#### Material provided ####

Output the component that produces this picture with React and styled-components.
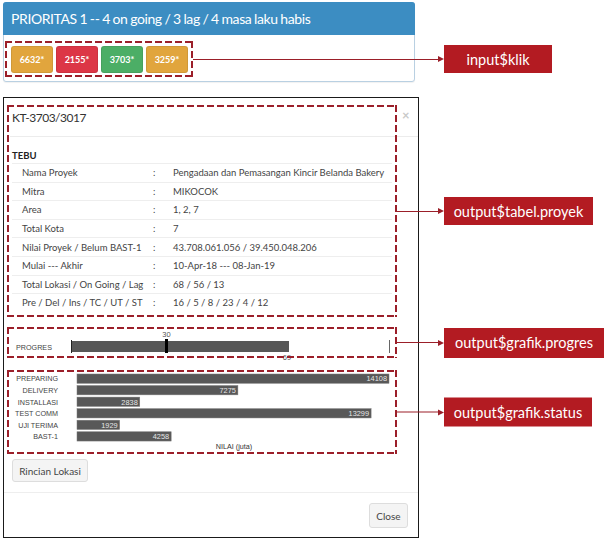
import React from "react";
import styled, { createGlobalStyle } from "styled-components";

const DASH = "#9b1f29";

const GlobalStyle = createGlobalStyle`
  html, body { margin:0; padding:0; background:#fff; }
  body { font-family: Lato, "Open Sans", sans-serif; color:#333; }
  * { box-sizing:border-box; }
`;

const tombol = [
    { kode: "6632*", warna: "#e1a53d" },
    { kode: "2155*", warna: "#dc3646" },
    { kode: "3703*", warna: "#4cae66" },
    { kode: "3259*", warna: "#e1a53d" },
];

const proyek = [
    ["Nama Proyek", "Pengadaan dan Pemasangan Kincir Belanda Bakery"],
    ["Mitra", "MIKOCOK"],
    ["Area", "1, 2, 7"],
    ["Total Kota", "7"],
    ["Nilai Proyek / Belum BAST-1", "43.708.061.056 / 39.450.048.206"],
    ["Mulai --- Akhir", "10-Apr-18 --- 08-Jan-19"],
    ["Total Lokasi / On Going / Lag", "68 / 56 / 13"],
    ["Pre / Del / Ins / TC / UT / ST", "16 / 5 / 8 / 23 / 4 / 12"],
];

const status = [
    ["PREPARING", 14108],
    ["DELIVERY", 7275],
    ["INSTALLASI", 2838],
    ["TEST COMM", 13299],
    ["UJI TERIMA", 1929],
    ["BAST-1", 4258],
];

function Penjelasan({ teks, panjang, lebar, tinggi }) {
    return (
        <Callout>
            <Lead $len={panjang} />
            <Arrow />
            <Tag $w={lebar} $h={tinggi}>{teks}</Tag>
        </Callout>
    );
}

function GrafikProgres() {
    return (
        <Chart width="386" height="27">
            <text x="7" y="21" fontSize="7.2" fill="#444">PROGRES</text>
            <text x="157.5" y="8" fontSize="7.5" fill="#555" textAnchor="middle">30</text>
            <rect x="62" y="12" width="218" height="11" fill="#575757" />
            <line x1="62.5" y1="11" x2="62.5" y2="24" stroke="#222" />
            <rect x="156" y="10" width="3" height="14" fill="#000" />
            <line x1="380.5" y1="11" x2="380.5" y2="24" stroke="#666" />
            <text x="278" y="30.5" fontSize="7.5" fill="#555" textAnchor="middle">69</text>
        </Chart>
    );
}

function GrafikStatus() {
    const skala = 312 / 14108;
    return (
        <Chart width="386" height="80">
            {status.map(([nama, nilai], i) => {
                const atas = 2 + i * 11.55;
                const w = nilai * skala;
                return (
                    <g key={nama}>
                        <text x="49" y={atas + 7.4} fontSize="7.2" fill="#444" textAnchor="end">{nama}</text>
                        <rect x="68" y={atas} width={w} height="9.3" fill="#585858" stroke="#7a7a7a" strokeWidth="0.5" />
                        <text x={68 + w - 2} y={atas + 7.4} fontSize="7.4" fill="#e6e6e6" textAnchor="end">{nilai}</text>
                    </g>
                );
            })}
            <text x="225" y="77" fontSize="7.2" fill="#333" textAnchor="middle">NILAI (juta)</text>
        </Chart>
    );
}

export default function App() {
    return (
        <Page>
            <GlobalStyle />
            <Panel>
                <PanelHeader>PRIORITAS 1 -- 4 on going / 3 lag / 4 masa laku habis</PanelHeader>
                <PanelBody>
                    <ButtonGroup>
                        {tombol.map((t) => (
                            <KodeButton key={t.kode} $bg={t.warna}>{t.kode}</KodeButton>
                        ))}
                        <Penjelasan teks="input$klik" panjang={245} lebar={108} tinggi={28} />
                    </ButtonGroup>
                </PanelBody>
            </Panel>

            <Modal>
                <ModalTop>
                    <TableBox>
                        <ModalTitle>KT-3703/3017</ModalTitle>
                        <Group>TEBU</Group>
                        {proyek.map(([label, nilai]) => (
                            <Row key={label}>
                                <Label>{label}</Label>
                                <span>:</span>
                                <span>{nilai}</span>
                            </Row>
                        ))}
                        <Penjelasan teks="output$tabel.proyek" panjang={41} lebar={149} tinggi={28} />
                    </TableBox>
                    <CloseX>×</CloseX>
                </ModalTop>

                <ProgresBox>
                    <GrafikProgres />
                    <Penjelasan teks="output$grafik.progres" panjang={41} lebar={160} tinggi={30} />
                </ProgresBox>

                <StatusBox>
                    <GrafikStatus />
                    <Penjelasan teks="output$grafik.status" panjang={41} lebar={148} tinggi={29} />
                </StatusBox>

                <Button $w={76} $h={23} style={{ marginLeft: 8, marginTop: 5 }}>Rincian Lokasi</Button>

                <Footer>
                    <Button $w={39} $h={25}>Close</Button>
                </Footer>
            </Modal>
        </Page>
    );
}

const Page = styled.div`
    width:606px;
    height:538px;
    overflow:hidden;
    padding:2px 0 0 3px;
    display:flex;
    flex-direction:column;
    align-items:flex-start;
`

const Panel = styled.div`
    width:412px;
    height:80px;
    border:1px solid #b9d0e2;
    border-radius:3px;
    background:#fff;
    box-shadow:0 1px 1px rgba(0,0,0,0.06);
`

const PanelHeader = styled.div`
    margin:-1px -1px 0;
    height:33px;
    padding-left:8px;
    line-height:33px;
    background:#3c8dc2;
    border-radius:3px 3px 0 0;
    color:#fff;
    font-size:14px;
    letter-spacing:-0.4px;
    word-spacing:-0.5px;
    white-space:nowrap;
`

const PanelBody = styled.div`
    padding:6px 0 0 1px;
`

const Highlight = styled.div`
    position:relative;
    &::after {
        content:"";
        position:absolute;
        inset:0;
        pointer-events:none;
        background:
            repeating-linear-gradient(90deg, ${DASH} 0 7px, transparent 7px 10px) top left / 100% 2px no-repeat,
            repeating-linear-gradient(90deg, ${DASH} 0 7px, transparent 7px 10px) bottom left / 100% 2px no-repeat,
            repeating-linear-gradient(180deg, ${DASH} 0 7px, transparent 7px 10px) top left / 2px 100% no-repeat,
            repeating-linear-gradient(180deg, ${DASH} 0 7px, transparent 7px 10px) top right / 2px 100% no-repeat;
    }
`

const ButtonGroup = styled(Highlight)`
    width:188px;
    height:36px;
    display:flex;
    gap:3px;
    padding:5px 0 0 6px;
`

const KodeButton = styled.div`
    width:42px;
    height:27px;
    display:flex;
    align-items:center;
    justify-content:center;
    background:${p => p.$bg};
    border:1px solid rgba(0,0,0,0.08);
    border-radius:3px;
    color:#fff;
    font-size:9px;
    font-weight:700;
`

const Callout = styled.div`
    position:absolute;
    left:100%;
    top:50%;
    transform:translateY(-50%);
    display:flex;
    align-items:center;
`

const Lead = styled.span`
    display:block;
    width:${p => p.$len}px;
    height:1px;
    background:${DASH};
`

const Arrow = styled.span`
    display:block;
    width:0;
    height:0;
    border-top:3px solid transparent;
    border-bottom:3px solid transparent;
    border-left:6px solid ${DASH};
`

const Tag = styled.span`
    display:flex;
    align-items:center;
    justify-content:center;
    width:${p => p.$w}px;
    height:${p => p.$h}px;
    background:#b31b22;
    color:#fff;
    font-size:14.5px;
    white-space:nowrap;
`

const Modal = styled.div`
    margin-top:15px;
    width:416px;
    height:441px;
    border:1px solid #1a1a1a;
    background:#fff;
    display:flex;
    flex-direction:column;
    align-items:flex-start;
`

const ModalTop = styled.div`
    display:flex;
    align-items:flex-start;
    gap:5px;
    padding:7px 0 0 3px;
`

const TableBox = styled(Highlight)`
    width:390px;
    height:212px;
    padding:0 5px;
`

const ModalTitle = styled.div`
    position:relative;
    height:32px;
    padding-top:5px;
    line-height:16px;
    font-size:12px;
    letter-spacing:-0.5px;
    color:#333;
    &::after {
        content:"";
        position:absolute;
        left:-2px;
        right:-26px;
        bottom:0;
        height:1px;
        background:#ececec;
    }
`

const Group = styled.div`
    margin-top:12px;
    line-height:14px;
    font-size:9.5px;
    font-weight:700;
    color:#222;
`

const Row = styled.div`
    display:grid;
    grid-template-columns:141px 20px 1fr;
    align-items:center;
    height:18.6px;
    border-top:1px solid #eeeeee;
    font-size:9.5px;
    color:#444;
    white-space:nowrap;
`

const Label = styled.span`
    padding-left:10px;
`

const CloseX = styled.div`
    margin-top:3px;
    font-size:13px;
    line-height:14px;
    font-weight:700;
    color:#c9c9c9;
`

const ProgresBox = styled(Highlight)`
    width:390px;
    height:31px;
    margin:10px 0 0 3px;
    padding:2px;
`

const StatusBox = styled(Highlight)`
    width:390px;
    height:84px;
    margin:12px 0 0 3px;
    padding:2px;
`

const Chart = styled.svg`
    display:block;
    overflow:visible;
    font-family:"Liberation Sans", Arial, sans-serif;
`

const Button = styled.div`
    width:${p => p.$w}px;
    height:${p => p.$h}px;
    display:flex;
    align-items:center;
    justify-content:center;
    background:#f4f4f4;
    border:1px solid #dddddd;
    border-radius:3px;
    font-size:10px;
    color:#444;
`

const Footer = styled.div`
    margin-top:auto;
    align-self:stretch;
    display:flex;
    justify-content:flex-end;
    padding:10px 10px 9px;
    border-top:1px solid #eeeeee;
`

####

What the task asks: Each line above that includes "React" counts once; state the total and nothing more.

Answer in full: 2